'''
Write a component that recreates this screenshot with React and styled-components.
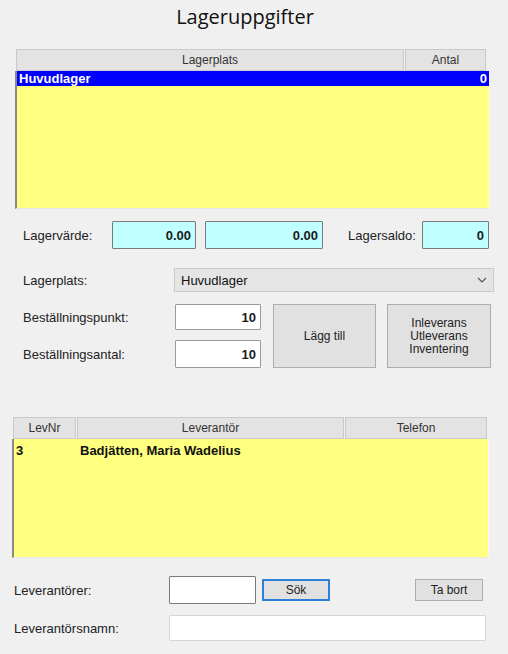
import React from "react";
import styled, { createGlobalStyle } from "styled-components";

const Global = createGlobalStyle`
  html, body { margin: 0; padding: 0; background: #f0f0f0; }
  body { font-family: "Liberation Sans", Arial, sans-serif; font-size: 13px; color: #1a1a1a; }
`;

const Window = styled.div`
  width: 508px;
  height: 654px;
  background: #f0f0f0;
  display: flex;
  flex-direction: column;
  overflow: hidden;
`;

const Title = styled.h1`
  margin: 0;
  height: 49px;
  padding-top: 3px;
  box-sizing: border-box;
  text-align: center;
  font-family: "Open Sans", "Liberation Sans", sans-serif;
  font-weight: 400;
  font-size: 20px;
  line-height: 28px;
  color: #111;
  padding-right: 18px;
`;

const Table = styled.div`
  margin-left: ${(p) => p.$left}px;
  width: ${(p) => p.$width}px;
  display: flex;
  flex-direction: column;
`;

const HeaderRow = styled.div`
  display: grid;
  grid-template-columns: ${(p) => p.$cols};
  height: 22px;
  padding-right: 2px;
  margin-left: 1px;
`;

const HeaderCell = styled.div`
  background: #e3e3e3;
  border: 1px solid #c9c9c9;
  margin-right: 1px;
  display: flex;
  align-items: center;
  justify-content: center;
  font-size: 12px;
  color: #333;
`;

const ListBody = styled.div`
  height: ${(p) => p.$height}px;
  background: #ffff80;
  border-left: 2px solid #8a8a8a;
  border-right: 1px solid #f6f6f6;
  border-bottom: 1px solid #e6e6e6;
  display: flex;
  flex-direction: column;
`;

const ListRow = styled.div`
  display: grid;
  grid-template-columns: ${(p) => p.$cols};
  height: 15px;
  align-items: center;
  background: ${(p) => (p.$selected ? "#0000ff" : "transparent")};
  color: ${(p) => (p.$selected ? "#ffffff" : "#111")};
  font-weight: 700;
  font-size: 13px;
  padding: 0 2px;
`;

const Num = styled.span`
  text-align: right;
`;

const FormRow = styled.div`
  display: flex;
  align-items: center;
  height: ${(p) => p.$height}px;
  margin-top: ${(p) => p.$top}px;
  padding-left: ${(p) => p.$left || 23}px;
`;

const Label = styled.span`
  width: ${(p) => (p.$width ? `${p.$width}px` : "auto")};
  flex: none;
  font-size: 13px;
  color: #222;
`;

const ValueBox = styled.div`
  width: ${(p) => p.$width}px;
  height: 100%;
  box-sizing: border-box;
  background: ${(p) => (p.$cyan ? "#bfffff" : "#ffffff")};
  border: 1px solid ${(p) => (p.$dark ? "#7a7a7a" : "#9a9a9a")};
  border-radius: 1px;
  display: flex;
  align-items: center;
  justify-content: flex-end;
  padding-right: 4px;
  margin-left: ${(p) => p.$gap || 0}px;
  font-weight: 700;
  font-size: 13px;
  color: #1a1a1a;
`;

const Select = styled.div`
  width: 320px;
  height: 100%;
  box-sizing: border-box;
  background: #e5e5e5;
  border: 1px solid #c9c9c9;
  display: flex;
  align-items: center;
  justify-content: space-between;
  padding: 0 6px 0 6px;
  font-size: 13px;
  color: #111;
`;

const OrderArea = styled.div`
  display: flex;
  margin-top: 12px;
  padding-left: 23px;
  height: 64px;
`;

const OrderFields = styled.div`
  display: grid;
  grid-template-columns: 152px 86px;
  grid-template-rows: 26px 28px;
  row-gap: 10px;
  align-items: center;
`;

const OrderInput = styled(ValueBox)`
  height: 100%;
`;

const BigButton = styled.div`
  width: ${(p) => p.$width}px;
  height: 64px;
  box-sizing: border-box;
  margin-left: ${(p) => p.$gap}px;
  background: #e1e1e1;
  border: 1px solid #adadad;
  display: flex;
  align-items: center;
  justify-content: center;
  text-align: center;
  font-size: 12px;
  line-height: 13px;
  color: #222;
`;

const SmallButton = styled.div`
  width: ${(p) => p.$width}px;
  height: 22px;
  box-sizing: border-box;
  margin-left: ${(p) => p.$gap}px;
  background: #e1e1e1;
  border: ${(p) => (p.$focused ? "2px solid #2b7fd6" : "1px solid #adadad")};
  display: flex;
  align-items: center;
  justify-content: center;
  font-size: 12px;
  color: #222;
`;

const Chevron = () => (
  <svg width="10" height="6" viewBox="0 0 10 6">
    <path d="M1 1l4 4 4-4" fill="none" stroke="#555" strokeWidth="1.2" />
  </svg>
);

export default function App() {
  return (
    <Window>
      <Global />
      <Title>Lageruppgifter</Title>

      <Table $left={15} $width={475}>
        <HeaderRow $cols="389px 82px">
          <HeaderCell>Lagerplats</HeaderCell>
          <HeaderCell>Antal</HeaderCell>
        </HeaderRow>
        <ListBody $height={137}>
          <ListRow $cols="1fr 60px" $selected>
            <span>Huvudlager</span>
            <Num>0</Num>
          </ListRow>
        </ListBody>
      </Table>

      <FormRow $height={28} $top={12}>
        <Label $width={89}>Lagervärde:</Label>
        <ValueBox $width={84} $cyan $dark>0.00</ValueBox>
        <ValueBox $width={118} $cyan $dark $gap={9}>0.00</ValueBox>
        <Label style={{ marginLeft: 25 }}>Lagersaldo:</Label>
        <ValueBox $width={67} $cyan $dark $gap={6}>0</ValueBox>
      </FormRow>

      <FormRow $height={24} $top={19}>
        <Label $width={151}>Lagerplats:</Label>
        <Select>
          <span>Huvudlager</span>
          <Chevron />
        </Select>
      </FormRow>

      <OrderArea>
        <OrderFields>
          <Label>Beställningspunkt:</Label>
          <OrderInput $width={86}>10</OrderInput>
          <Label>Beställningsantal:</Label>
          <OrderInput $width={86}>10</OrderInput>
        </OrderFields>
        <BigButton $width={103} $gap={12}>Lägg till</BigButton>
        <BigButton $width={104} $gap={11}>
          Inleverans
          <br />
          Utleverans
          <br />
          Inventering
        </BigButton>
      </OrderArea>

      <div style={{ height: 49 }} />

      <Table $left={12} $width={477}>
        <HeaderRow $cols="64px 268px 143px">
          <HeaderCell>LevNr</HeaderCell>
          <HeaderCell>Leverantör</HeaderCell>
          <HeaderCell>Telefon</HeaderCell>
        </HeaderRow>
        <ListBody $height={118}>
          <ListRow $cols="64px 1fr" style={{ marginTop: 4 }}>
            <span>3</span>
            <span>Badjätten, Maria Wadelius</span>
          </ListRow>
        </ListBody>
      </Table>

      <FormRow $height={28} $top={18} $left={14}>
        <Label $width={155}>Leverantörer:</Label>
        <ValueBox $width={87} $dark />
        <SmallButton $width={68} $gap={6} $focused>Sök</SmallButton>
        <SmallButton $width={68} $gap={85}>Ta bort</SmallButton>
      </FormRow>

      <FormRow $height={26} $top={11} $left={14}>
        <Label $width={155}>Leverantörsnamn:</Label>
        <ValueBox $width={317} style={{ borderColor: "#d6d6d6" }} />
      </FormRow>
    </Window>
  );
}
'''
Return the material exactly as given, apart from the pictures.

Write a component that recreates this screenshot with React and styled-components.
import React from "react";
import styled, { createGlobalStyle } from "styled-components";

const Global = createGlobalStyle`
  html, body { margin: 0; padding: 0; background: #f0f0f0; }
  body { font-family: "Liberation Sans", Arial, sans-serif; font-size: 13px; color: #1a1a1a; }
`;

const Window = styled.div`
  width: 508px;
  height: 654px;
  background: #f0f0f0;
  display: flex;
  flex-direction: column;
  overflow: hidden;
`;

const Title = styled.h1`
  margin: 0;
  height: 49px;
  padding-top: 3px;
  box-sizing: border-box;
  text-align: center;
  font-family: "Open Sans", "Liberation Sans", sans-serif;
  font-weight: 400;
  font-size: 20px;
  line-height: 28px;
  color: #111;
  padding-right: 18px;
`;

const Table = styled.div`
  margin-left: ${(p) => p.$left}px;
  width: ${(p) => p.$width}px;
  display: flex;
  flex-direction: column;
`;

const HeaderRow = styled.div`
  display: grid;
  grid-template-columns: ${(p) => p.$cols};
  height: 22px;
  padding-right: 2px;
  margin-left: 1px;
`;

const HeaderCell = styled.div`
  background: #e3e3e3;
  border: 1px solid #c9c9c9;
  margin-right: 1px;
  display: flex;
  align-items: center;
  justify-content: center;
  font-size: 12px;
  color: #333;
`;

const ListBody = styled.div`
  height: ${(p) => p.$height}px;
  background: #ffff80;
  border-left: 2px solid #8a8a8a;
  border-right: 1px solid #f6f6f6;
  border-bottom: 1px solid #e6e6e6;
  display: flex;
  flex-direction: column;
`;

const ListRow = styled.div`
  display: grid;
  grid-template-columns: ${(p) => p.$cols};
  height: 15px;
  align-items: center;
  background: ${(p) => (p.$selected ? "#0000ff" : "transparent")};
  color: ${(p) => (p.$selected ? "#ffffff" : "#111")};
  font-weight: 700;
  font-size: 13px;
  padding: 0 2px;
`;

const Num = styled.span`
  text-align: right;
`;

const FormRow = styled.div`
  display: flex;
  align-items: center;
  height: ${(p) => p.$height}px;
  margin-top: ${(p) => p.$top}px;
  padding-left: ${(p) => p.$left || 23}px;
`;

const Label = styled.span`
  width: ${(p) => (p.$width ? `${p.$width}px` : "auto")};
  flex: none;
  font-size: 13px;
  color: #222;
`;

const ValueBox = styled.div`
  width: ${(p) => p.$width}px;
  height: 100%;
  box-sizing: border-box;
  background: ${(p) => (p.$cyan ? "#bfffff" : "#ffffff")};
  border: 1px solid ${(p) => (p.$dark ? "#7a7a7a" : "#9a9a9a")};
  border-radius: 1px;
  display: flex;
  align-items: center;
  justify-content: flex-end;
  padding-right: 4px;
  margin-left: ${(p) => p.$gap || 0}px;
  font-weight: 700;
  font-size: 13px;
  color: #1a1a1a;
`;

const Select = styled.div`
  width: 320px;
  height: 100%;
  box-sizing: border-box;
  background: #e5e5e5;
  border: 1px solid #c9c9c9;
  display: flex;
  align-items: center;
  justify-content: space-between;
  padding: 0 6px 0 6px;
  font-size: 13px;
  color: #111;
`;

const OrderArea = styled.div`
  display: flex;
  margin-top: 12px;
  padding-left: 23px;
  height: 64px;
`;

const OrderFields = styled.div`
  display: grid;
  grid-template-columns: 152px 86px;
  grid-template-rows: 26px 28px;
  row-gap: 10px;
  align-items: center;
`;

const OrderInput = styled(ValueBox)`
  height: 100%;
`;

const BigButton = styled.div`
  width: ${(p) => p.$width}px;
  height: 64px;
  box-sizing: border-box;
  margin-left: ${(p) => p.$gap}px;
  background: #e1e1e1;
  border: 1px solid #adadad;
  display: flex;
  align-items: center;
  justify-content: center;
  text-align: center;
  font-size: 12px;
  line-height: 13px;
  color: #222;
`;

const SmallButton = styled.div`
  width: ${(p) => p.$width}px;
  height: 22px;
  box-sizing: border-box;
  margin-left: ${(p) => p.$gap}px;
  background: #e1e1e1;
  border: ${(p) => (p.$focused ? "2px solid #2b7fd6" : "1px solid #adadad")};
  display: flex;
  align-items: center;
  justify-content: center;
  font-size: 12px;
  color: #222;
`;

const Chevron = () => (
  <svg width="10" height="6" viewBox="0 0 10 6">
    <path d="M1 1l4 4 4-4" fill="none" stroke="#555" strokeWidth="1.2" />
  </svg>
);

export default function App() {
  return (
    <Window>
      <Global />
      <Title>Lageruppgifter</Title>

      <Table $left={15} $width={475}>
        <HeaderRow $cols="389px 82px">
          <HeaderCell>Lagerplats</HeaderCell>
          <HeaderCell>Antal</HeaderCell>
        </HeaderRow>
        <ListBody $height={137}>
          <ListRow $cols="1fr 60px" $selected>
            <span>Huvudlager</span>
            <Num>0</Num>
          </ListRow>
        </ListBody>
      </Table>

      <FormRow $height={28} $top={12}>
        <Label $width={89}>Lagervärde:</Label>
        <ValueBox $width={84} $cyan $dark>0.00</ValueBox>
        <ValueBox $width={118} $cyan $dark $gap={9}>0.00</ValueBox>
        <Label style={{ marginLeft: 25 }}>Lagersaldo:</Label>
        <ValueBox $width={67} $cyan $dark $gap={6}>0</ValueBox>
      </FormRow>

      <FormRow $height={24} $top={19}>
        <Label $width={151}>Lagerplats:</Label>
        <Select>
          <span>Huvudlager</span>
          <Chevron />
        </Select>
      </FormRow>

      <OrderArea>
        <OrderFields>
          <Label>Beställningspunkt:</Label>
          <OrderInput $width={86}>10</OrderInput>
          <Label>Beställningsantal:</Label>
          <OrderInput $width={86}>10</OrderInput>
        </OrderFields>
        <BigButton $width={103} $gap={12}>Lägg till</BigButton>
        <BigButton $width={104} $gap={11}>
          Inleverans
          <br />
          Utleverans
          <br />
          Inventering
        </BigButton>
      </OrderArea>

      <div style={{ height: 49 }} />

      <Table $left={12} $width={477}>
        <HeaderRow $cols="64px 268px 143px">
          <HeaderCell>LevNr</HeaderCell>
          <HeaderCell>Leverantör</HeaderCell>
          <HeaderCell>Telefon</HeaderCell>
        </HeaderRow>
        <ListBody $height={118}>
          <ListRow $cols="64px 1fr" style={{ marginTop: 4 }}>
            <span>3</span>
            <span>Badjätten, Maria Wadelius</span>
          </ListRow>
        </ListBody>
      </Table>

      <FormRow $height={28} $top={18} $left={14}>
        <Label $width={155}>Leverantörer:</Label>
        <ValueBox $width={87} $dark />
        <SmallButton $width={68} $gap={6} $focused>Sök</SmallButton>
        <SmallButton $width={68} $gap={85}>Ta bort</SmallButton>
      </FormRow>

      <FormRow $height={26} $top={11} $left={14}>
        <Label $width={155}>Leverantörsnamn:</Label>
        <ValueBox $width={317} style={{ borderColor: "#d6d6d6" }} />
      </FormRow>
    </Window>
  );
}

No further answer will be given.